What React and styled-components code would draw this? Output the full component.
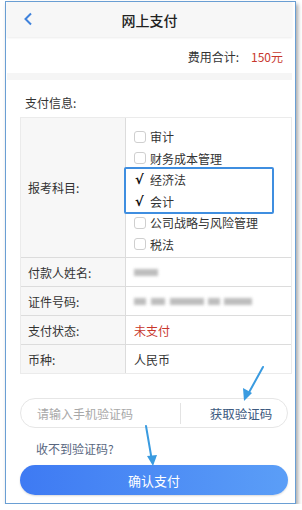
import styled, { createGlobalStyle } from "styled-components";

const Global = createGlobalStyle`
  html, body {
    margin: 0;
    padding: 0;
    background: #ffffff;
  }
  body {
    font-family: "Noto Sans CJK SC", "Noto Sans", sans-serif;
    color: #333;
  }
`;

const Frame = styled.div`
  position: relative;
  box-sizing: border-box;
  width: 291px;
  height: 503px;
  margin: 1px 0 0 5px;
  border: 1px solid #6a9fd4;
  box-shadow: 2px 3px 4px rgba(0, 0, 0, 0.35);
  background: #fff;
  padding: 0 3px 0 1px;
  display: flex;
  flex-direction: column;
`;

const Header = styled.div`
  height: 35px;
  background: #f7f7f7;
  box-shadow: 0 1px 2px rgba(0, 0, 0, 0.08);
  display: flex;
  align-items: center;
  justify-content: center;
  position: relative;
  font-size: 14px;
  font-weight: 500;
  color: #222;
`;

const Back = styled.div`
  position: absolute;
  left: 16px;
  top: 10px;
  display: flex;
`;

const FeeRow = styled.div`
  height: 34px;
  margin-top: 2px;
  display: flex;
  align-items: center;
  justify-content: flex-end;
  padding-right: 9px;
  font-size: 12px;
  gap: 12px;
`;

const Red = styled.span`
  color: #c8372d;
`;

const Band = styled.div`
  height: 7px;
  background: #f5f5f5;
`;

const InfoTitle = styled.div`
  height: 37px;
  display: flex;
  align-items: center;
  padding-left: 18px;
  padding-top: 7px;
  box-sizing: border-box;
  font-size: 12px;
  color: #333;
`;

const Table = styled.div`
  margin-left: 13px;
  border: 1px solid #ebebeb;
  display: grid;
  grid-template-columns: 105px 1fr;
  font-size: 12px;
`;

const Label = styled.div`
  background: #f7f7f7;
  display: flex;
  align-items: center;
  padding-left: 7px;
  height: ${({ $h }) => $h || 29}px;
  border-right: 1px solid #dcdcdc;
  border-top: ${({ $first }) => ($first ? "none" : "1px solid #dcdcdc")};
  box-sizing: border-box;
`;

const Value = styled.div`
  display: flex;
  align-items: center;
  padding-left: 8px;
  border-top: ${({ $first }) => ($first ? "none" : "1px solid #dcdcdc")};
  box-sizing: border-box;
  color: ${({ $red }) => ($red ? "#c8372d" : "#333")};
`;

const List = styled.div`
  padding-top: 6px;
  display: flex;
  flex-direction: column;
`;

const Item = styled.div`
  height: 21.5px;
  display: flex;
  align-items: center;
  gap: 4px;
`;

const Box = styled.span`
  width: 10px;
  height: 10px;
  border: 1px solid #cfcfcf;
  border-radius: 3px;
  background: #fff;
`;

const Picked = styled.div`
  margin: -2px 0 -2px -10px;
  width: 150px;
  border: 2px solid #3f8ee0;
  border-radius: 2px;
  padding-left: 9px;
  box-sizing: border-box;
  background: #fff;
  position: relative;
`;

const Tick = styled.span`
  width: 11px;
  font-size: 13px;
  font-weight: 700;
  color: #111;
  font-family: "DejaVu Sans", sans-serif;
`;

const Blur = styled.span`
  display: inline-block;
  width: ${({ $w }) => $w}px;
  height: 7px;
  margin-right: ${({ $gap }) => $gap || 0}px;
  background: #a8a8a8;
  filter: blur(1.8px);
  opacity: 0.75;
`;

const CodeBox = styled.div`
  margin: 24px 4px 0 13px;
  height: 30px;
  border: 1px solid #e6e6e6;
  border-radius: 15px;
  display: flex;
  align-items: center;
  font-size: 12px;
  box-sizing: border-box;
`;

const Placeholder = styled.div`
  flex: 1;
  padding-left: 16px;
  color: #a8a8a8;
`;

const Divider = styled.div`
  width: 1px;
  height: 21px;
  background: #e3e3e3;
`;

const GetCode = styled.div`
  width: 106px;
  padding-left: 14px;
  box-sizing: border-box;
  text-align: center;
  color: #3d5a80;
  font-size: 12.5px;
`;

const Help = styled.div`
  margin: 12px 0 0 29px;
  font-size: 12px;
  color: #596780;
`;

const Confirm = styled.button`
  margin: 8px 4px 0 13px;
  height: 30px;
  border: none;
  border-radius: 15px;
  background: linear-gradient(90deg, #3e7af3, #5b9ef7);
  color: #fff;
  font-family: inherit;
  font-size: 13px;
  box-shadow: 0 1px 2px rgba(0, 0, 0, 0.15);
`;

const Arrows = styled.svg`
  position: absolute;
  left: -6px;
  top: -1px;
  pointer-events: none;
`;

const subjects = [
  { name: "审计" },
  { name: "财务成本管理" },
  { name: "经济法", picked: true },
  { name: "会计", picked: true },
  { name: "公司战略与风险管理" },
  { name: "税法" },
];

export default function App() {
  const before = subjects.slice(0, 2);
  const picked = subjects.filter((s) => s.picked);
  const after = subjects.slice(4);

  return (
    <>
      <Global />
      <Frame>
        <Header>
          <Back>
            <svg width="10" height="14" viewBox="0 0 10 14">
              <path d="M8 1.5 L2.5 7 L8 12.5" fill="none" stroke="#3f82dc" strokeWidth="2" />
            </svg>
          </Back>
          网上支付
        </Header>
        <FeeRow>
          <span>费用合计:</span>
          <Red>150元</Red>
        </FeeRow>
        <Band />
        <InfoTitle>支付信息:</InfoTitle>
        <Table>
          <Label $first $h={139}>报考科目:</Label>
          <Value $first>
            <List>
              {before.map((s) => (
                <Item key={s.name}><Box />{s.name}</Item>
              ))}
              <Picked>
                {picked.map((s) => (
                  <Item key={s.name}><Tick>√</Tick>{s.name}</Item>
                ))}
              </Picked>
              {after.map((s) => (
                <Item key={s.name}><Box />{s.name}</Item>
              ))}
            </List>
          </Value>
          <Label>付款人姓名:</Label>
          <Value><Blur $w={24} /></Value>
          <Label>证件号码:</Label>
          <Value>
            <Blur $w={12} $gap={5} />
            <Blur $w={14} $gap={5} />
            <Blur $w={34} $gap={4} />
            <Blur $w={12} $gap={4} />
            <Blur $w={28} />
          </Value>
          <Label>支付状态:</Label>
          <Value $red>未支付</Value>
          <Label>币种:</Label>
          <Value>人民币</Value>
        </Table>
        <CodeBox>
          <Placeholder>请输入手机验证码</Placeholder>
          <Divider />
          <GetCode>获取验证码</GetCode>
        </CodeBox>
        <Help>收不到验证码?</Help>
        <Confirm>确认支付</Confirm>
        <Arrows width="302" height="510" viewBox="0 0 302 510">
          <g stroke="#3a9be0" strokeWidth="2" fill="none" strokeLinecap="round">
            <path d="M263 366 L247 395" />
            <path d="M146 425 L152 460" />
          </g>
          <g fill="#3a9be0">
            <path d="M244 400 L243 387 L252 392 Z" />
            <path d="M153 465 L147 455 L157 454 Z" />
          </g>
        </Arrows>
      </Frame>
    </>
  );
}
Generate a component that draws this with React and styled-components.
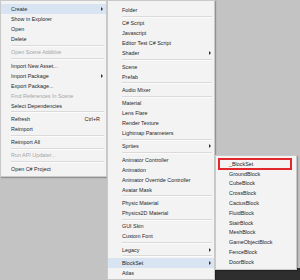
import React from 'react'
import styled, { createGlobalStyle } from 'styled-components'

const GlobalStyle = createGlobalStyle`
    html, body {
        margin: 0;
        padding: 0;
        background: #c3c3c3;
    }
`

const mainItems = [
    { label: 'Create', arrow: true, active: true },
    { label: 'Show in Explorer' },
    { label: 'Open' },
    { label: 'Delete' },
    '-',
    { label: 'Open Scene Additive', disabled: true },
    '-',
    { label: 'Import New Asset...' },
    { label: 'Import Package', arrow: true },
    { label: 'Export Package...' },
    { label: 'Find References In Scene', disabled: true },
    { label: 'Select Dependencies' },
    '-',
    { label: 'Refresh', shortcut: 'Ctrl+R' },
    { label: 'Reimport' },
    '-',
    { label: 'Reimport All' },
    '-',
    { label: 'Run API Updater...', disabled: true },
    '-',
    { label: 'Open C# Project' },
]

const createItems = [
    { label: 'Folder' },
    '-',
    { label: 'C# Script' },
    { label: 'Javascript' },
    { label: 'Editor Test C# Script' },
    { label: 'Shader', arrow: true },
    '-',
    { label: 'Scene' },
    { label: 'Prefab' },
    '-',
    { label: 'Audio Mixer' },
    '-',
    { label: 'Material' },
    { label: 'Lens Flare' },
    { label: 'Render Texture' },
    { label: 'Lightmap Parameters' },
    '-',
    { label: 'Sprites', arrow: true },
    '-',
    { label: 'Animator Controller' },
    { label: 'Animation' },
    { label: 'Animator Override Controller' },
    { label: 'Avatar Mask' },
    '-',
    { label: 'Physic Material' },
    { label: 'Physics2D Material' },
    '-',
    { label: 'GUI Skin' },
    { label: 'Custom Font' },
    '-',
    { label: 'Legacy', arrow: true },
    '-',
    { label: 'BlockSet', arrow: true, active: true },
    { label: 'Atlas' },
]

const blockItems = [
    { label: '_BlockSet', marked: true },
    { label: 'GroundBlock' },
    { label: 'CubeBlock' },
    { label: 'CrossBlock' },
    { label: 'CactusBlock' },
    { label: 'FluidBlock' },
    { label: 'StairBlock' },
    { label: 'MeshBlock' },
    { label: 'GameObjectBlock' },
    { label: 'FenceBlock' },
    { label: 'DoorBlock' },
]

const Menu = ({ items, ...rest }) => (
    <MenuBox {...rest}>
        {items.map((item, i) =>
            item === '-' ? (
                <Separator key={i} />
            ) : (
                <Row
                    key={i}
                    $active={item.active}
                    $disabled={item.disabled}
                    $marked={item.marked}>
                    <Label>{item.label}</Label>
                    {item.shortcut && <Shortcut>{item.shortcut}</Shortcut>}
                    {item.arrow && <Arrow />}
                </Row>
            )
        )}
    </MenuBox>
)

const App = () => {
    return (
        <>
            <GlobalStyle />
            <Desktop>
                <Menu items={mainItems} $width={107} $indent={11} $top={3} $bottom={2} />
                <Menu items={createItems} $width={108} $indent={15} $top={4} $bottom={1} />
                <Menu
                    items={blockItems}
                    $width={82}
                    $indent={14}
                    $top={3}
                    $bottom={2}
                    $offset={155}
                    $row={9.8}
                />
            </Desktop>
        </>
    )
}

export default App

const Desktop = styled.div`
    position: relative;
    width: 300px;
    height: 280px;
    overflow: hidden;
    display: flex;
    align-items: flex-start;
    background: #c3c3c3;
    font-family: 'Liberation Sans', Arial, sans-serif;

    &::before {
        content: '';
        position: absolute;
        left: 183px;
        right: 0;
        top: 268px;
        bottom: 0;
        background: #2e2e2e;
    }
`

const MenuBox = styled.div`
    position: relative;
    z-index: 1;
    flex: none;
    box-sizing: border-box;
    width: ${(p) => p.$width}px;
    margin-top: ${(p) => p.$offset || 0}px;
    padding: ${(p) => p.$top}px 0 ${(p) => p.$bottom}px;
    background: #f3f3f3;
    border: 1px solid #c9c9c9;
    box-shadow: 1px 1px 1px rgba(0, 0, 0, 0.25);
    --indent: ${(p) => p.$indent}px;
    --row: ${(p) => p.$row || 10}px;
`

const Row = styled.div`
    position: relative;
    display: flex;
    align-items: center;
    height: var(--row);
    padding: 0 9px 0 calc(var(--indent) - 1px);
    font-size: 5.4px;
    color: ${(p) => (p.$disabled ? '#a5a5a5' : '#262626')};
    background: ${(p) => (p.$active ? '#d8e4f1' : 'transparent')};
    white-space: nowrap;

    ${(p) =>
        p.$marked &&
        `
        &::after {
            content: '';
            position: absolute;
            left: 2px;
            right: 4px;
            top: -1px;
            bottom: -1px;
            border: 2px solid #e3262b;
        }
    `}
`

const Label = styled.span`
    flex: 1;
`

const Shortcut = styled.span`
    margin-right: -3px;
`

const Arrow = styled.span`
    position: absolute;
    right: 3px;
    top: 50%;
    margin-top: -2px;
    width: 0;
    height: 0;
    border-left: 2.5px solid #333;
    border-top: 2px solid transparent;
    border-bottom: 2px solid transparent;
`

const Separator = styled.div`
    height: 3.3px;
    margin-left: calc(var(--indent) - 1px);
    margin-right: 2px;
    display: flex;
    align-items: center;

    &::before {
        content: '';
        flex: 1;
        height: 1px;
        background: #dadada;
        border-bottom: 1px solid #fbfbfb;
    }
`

[What you should do]: Extract every line that has the string "this" in it.

[Exercise result]:
What React and styled-components code would draw this? Output the full component.
Generate a component that draws this with React and styled-components.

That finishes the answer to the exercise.